Rather remarkably, then, the strikes have managed to unite a broad spectrum of public opinion, from the far left, which sees in the strikes the imperialism of the US, through the mainstream, which is sceptical of another Middle Eastern war after the fabrications of Iraq, to the far right, which prefers the Assad regime and its supposed firm hand against Islamist extremists.

Worse, for the leaders, as the background to the strikes emerge, they begin to look less resolute and more self-serving.

The US and Russia, far from being adversaries, were in constant communication to ensure Russian troops were not hit. Moscow was informed of the targets in advance – which means it is beyond imagining that that information did not make its way to Damascus, and beyond imagining that the Americans did not know that the information would reach the regime.
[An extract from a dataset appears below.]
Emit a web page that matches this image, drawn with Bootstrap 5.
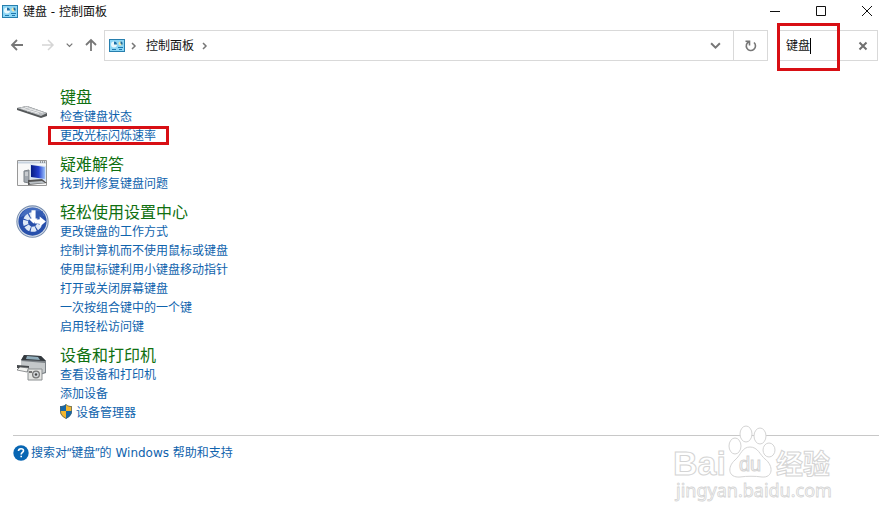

No wonder that not a single casualty was reported by the regime. So the strikes were purely cosmetic, a vastly expensive piece of theatre. You don't have to be a pacifist or a supporter of the regime to wonder what was gained by the estimated $200 million the strikes cost, nor to ask how many Syrian refugees that astronomical sum could have clothed, fed and schooled.
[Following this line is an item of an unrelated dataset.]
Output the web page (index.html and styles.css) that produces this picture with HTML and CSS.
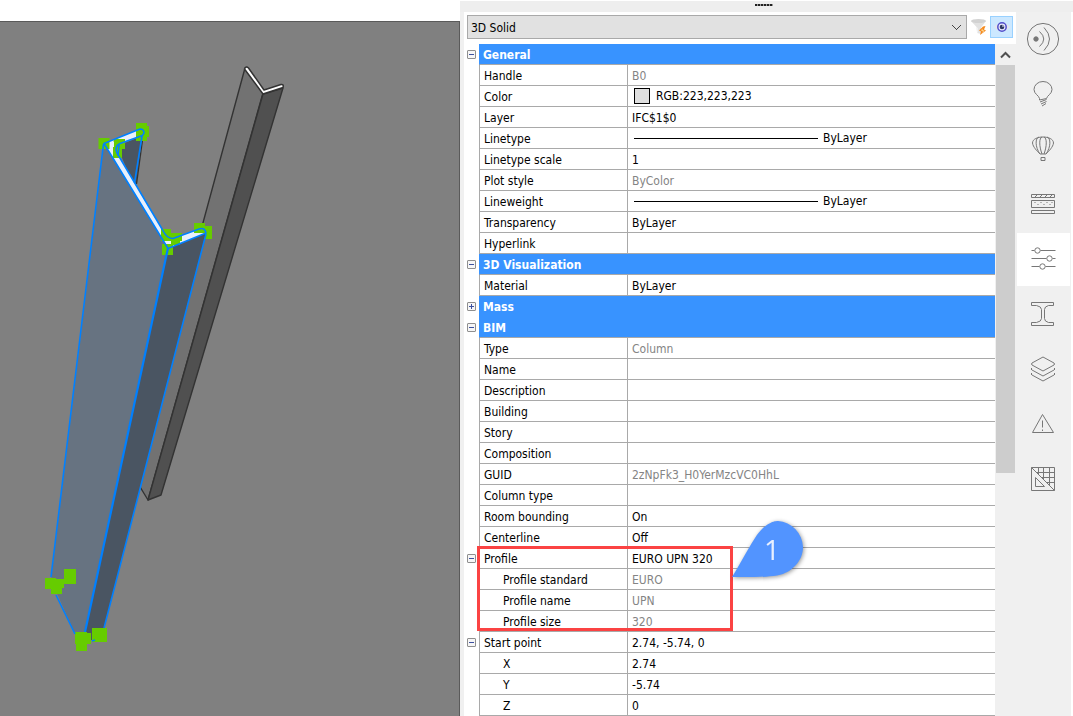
FILE: index.html
```html
<!DOCTYPE html>
<html lang="en">
<head>
<meta charset="utf-8">
<title>Properties - 3D Solid</title>
<link rel="stylesheet" href="styles.css">
</head>
<body>
<div class="app">
  <main class="viewport">
    <svg class="scene" viewBox="0 22 460 694" preserveAspectRatio="xMinYMin meet" role="img" aria-label="Model view with a selected column">
      <g stroke="#333" stroke-width="1.4" stroke-linejoin="round">
        <path d="M245 68L263 93L148 500L134 477Z" fill="#727272"/>
        <path d="M263 94L283 88L161 495L148 500Z" fill="#505050"/>
        <path d="M244.500 69Q246 65.500 248.500 68L264 90L281 84.500Q284 84 283 87.500L263 94Z" fill="#fff" stroke-width="1.500"/>
      </g>
      <path d="M117 146L142 136L136 186L133 184Z" fill="#4a5562"/>
      <path d="M142.500 140L136.500 184" stroke="#333" stroke-width="1.300"/>
      <path d="M104 144L168 248L83 640L75 634L51 580Z" fill="#677381"/>
      <path d="M168 248L206 233L101 640L83 640Z" fill="#4a5562"/>
      <path d="M104 143.500L140 129Q144 129 144 133Q143 135.500 141 136L120 143.500Q114 146 117 153L162 229Q167 239 173 238.500L199 229Q205 227 206 233L168 248.500Z" fill="#e8f0fc"/>
      <g fill="#66cc00">
        <path d="M98.500 138h11v11h-11zM136 123h11v3h2v11h-2v4h-11zM114 139h11v10h-3v9h-9v-12z"/>
        <path d="M161 229h10v4h11v8h-2v4h-9v-4h-10zM162 244h11v11h-11zM194 223h11v3h7v13h-7v-6h-11z"/>
        <path d="M45 578h11v1h8v9h-2v6h-11v-5h-6zM64 569h12v15h-12zM75 632h12v1h4v11h-4v7h-11v-7h-1zM92 628h15v14h-15z"/>
      </g>
      <path d="M110 142h4v5h-4zM164 241h6v2.500h-6z" fill="#e8f0fc"/>
      <g fill="none" stroke="#0080ff" stroke-width="1.600" stroke-linejoin="round">
        <path d="M104 143.500L140 129Q144 129 144 133Q143 135.500 141 136L120 143.500Q114 146 117 153L162 229Q167 239 173 238.500L199 229Q205 227 206 233L168 248.500Z"/>
        <path d="M103.500 144L51 577M56 595L75 634M206 234L104 628M142 136L134.500 183M119 145L118 156M92 641L95 640"/>
        <path d="M168 248L85 632" stroke-width="2.200"/>
      </g>
    </svg>
  </main>

  <aside class="dock">
    <div class="dock-title"><span class="grip"></span></div>
    <div class="dock-body">
      <section class="panel" aria-label="Properties">
        <div class="selector">
          <select class="entity" aria-label="Entity type"><option>3D Solid</option></select>
          <button class="tool" aria-label="Quick select">
            <svg width="18" height="18" viewBox="0 0 18 18">
              <path d="M1 3L7 9.500V15L11 16V9.500L16 3Z" fill="#e2e2e2"/><ellipse cx="8.500" cy="3" rx="7.500" ry="2" fill="#d2d2d2"/><path d="M6 9L8 10V15L7 14.500Z" fill="#f1f1f1"/>
              <path d="M13 8.500L9 12.500L11 13.500L10 17L16 12.500L14 11.500L15.500 8Z" fill="#f58a1f"/><path d="M12.500 10.500L11 12.500L13 13L12 15L14.500 12.800L12.500 12Z" fill="#ffe2a0"/>
            </svg>
          </button>
          <button class="tool tool-on" aria-label="Show selection">
            <svg width="18" height="18" viewBox="0 0 18 18">
              <path d="M1 9Q9 0 17 9Q9 18 1 9Z" fill="#e4e4ee"/><circle cx="9" cy="9" r="4.200" fill="#e9e9ff" stroke="#5050cc" stroke-width="1.500"/><circle cx="9" cy="9" r="2.300" fill="#2d3862"/><circle cx="10" cy="8" r=".8" fill="#fff"/>
            </svg>
          </button>
        </div>

        <div class="sheet">
          <table class="props">
            <colgroup><col class="col-tree"><col class="col-name"><col></colgroup>
            <tbody>
              <tr class="group"><td><button class="toggle" aria-label="Collapse General"></button></td><th colspan="2">General</th></tr>
              <tr><td></td><th>Handle</th><td class="ro">B0</td></tr>
              <tr><td></td><th>Color</th><td class="drawn"><span class="sample"><i class="swatch"></i>RGB:223,223,223</span></td></tr>
              <tr><td></td><th>Layer</th><td>IFC$1$0</td></tr>
              <tr><td></td><th>Linetype</th><td class="drawn"><span class="sample"><i class="stroke"></i>ByLayer</span></td></tr>
              <tr><td></td><th>Linetype scale</th><td>1</td></tr>
              <tr><td></td><th>Plot style</th><td class="ro">ByColor</td></tr>
              <tr><td></td><th>Lineweight</th><td class="drawn"><span class="sample"><i class="stroke"></i>ByLayer</span></td></tr>
              <tr><td></td><th>Transparency</th><td>ByLayer</td></tr>
              <tr><td></td><th>Hyperlink</th><td></td></tr>
            </tbody>
            <tbody>
              <tr class="group"><td><button class="toggle" aria-label="Collapse 3D Visualization"></button></td><th colspan="2">3D Visualization</th></tr>
              <tr><td></td><th>Material</th><td>ByLayer</td></tr>
            </tbody>
            <tbody>
              <tr class="group joined"><td><button class="toggle closed" aria-label="Expand Mass"></button></td><th colspan="2">Mass</th></tr>
            </tbody>
            <tbody>
              <tr class="group"><td><button class="toggle" aria-label="Collapse BIM"></button></td><th colspan="2">BIM</th></tr>
              <tr><td></td><th>Type</th><td class="ro">Column</td></tr>
              <tr><td></td><th>Name</th><td></td></tr>
              <tr><td></td><th>Description</th><td></td></tr>
              <tr><td></td><th>Building</th><td></td></tr>
              <tr><td></td><th>Story</th><td></td></tr>
              <tr><td></td><th>Composition</th><td></td></tr>
              <tr><td></td><th>GUID</th><td class="ro">2zNpFk3_H0YerMzcVC0HhL</td></tr>
              <tr><td></td><th>Column type</th><td></td></tr>
              <tr><td></td><th>Room bounding</th><td>On</td></tr>
              <tr><td></td><th>Centerline</th><td>Off</td></tr>
            </tbody>
            <tbody class="marked">
              <tr><td><button class="toggle" aria-label="Collapse Profile"></button>
                <div class="mark-frame"></div>
                <div class="callout">
                  <svg width="84" height="70" viewBox="0 0 84 70">
                    <path d="M5 61C15 45 20 34 28 22C37 8 46 5 51 5A27 27 0 0 1 76 31C76 46 64 55 56 58C44 62 20 61 5 61Z" fill="#5294ff"/>
                  </svg>
                  <span class="callout-num">1</span>
                </div>
              </td><th>Profile</th><td>EURO UPN 320</td></tr>
              <tr class="sub"><td></td><th>Profile standard</th><td class="ro">EURO</td></tr>
              <tr class="sub"><td></td><th>Profile name</th><td class="ro">UPN</td></tr>
              <tr class="sub"><td></td><th>Profile size</th><td class="ro">320</td></tr>
            </tbody>
            <tbody>
              <tr><td><button class="toggle" aria-label="Collapse Start point"></button></td><th>Start point</th><td>2.74, -5.74, 0</td></tr>
              <tr class="sub"><td></td><th>X</th><td>2.74</td></tr>
              <tr class="sub"><td></td><th>Y</th><td>-5.74</td></tr>
              <tr class="sub"><td></td><th>Z</th><td>0</td></tr>
            </tbody>
          </table>
          <div class="scroll">
            <button class="scroll-up" aria-label="Scroll up"><svg width="11" height="8" viewBox="0 0 11 8"><path d="M1 6.500L5.500 2L10 6.500" fill="none" stroke="#505050" stroke-width="2"/></svg></button>
            <div class="thumb"></div>
          </div>
        </div>
      </section>

      <nav class="rail" aria-label="Panels">
        <button class="rail-btn" aria-label="Tips"><svg viewBox="-17 -17 35 35"><circle r="15.600"/><circle cx="-7" r="2.200" class="solid"/><path d="M-3.500 -7.500Q5 0 -3.500 7.500M1 -11.500Q12 0 1 11.500"/></svg></button>
        <button class="rail-btn" aria-label="Lighting"><svg viewBox="-17 -17 35 35"><path d="M-3.500 6V4.500C-4 1.500 -9 0 -9 -4.500A9 8 0 0 1 9 -4.500C9 0 4 1.500 3.500 4.500L-3.500 6M3.500 5.500L-3 8M3.500 7.500L-2 10M3 9.500L-1 12"/></svg></button>
        <button class="rail-btn" aria-label="Rendering"><svg viewBox="-17 -17 35 35"><path d="M-3 5C-6 2 -10 -2 -10.500 -6C-10.500 -14 10.500 -14 10.500 -6C10 -2 6 2 3 5ZM-3 5C-8 -2 -8 -11 -4 -12M3 5C8 -2 8 -11 4 -12M-1 5C-4 -3 -4 -11 -1 -12M1 5C4 -3 4 -11 1 -12M-2 8.500h4v3h-4z"/></svg></button>
        <button class="rail-btn" aria-label="Compositions"><svg viewBox="-17.500 -17.500 35 35"><path d="M-12 -10H11V-7H-12ZM-12 -4H11V3H-12ZM-12 6H11V9H-12ZM-9 -7l3 -3M-4 -7l3 -3M1 -7l3 -3M6 -7l3 -3"/><path d="M-9 -2h1M-6 0h1M-3 -2h1M0 0h1M3 -2h1M6 0h1M8 -2h1"/></svg></button>
        <button class="rail-btn active" aria-label="Properties"><svg viewBox="-17.500 -17.500 35 35"><path d="M-12 -9h3M-3 -9H12M-12 -1H3M9 -1h3M-12 7h8M2 7h10"/><circle cx="-6" cy="-9" r="2.700"/><circle cx="6" cy="-1" r="2.700"/><circle cx="-1" cy="7" r="2.700"/></svg></button>
        <button class="rail-btn" aria-label="Profiles"><svg viewBox="-17.500 -17.500 35 35"><path d="M-12 -12H10V-9H5Q1 -8 1 -5V4Q1 7 5 8H10V11H-12V8H-7Q-2 7 -2 4V-5Q-2 -8 -7 -9H-12Z"/></svg></button>
        <button class="rail-btn" aria-label="Layers"><svg viewBox="-17 -17 35 35"><path d="M0 -12L11 -6Q12 -5 11 -4L0 2L-11 -4Q-12 -5 -11 -6ZM-11 -1Q-13 0 -11 1L0 7L11 1Q13 0 11 -1M-11 4Q-13 5 -11 6L0 12L11 6Q13 5 11 4"/></svg></button>
        <button class="rail-btn" aria-label="Warnings"><svg viewBox="-17.500 -17.500 35 35"><path d="M-1 -10L10 8H-11ZM-1 -4V3M-1 5V6.500"/></svg></button>
        <button class="rail-btn" aria-label="Drafting"><svg viewBox="-17.500 -17.500 35 35"><path d="M-12 -12V11H11ZM-8 -2V7H1ZM-12 -12H11V11M-5 -12V-5M0 -12V0M6 -12V6M-7 -7H11M-2 -2H11M3 3H11"/></svg></button>
      </nav>
    </div>
  </aside>
</div>
</body>
</html>
```
FILE: styles.css
```css
* { box-sizing: border-box; }

body {
  margin: 0;
  background: #fff;
  color: #000;
  font: 12px/18px "DejaVu Sans Condensed", "DejaVu Sans", sans-serif;
}

button { margin: 0; padding: 0; border: 0; background: none; display: grid; place-items: center; }

.app { display: grid; grid-template-columns: minmax(0, 1fr) 613px; min-height: 100vh; overflow: hidden; }

.viewport { margin-top: 21px; background: #808080; border-top: 1px solid #5a5a5a; border-right: 1px solid #5a5a5a; overflow: hidden; }
.scene { display: block; width: 100%; min-width: 460px; }

.dock { display: flex; flex-direction: column; padding-top: 1px; }
.dock-title { height: 11px; background: #eee; display: flex; justify-content: center; padding: 3px 6px 0 0; }
.grip { width: 18px; height: 2px; background: repeating-linear-gradient(90deg, #222 0 2px, #999 2px 3px); }
.dock-body { flex: 1; display: flex; border-left: 4px solid #f0f0f0; border-right: 2px solid #fff; }

.panel { flex: 1; min-width: 0; }
.selector { display: flex; align-items: center; gap: 2px; height: 32px; padding: 3px 3px 5px; }
.entity {
  appearance: none;
  flex: 1;
  height: 24px;
  padding: 1px 3px 0;
  border: 1px solid #a9a9a9;
  border-radius: 0;
  color: #000;
  font: inherit;
  background-color: #e1e1e1;
  background-image:
    linear-gradient(45deg, #0000 46%, #444 46% 58%, #0000 58%),
    linear-gradient(-45deg, #0000 46%, #444 46% 58%, #0000 58%);
  background-size: 5px 5px;
  background-position: right 9px center, right 5px center;
  background-repeat: no-repeat;
}
.tool { width: 19px; height: 22px; }
.tool-on { width: 23px; background: #cce8ff; border: 1px solid #99d1ff; }

.sheet { display: flex; padding-left: 3px; }
.props { flex: 1; border-collapse: separate; border-spacing: 0; table-layout: fixed; }
.col-tree { width: 12px; }
.col-name { width: 149px; }
.props td, .props th {
  height: 21px;
  padding: 2px 4px 0;
  border-bottom: 1px solid #a9a9a9;
  font-weight: 400;
  text-align: left;
  white-space: nowrap;
}
.props td:first-child { padding: 0; border-bottom: 0; }
.props .drawn { padding: 0 4px; }
.props th { border-left: 1px solid #a9a9a9; border-right: 1px solid #a9a9a9; }
.props .sub th { padding-left: 23px; }
.props .ro { color: #848484; }
.props .group th {
  padding-left: 3px;
  border-left-color: #3893ff;
  border-right: 0;
  background: #3893ff;
  color: #fff;
  font-weight: 700;
}
.props .joined th { border-bottom-color: #3893ff; }

.toggle {
  width: 9px;
  height: 9px;
  border: 1px solid #8f8f8f;
  border-radius: 1px;
  background: linear-gradient(#3c50a0, #3c50a0) center / 5px 1px no-repeat, #f6f6f6;
}
.toggle.closed {
  background:
    linear-gradient(#3c50a0, #3c50a0) center / 5px 1px no-repeat,
    linear-gradient(#3c50a0, #3c50a0) center / 1px 5px no-repeat, #f6f6f6;
}

.sample { display: flex; align-items: center; gap: 5px; padding-left: 2px; }
.swatch { width: 16px; height: 16px; margin-right: 1px; border: 1px solid #000; background: #dfdfdf; }
.stroke { width: 184px; height: 1px; background: #000; }

.marked { position: relative; }
.mark-frame { position: absolute; top: -2px; left: 10px; width: 256px; height: 85px; border: 3px solid #fb4343; pointer-events: none; }
.callout { position: absolute; top: -32px; left: 260px; filter: drop-shadow(1px 1px 2px #0006); }
.callout svg { display: block; }
.callout-num { position: absolute; top: 15px; left: 37px; color: #e8f0ff; font: 400 28px/36px "Open Sans", sans-serif; }

.scroll { width: 21px; padding: 0 1px; background: #f0f0f0; }
.scroll-up { width: 100%; height: 21px; }
.thumb { height: 408px; background: #cdcdcd; }

.rail { width: 55px; padding: 1px 1px 0; background: #f0f0f0; display: flex; flex-direction: column; gap: 2px; }
.rail-btn { width: 53px; height: 53px; }
.rail-btn.active { background: #fff; }
.rail-btn svg { width: 35px; height: 35px; fill: none; stroke: #777; stroke-width: 1; }
.rail-btn .solid { fill: #777; }
```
After so long waiting for an international response, the results were disappointing. By adopting a Goldilocks strategy, the West has tried to implausibly square a circle: to look tough without provoking a reaction. But as the dust from the raids settle, they would do well to recall how the fairy tale actually ended. When Goldilocks left, apart from an empty bowl of porridge and a wrecked chair, the house of the bears was left exactly as it had been before.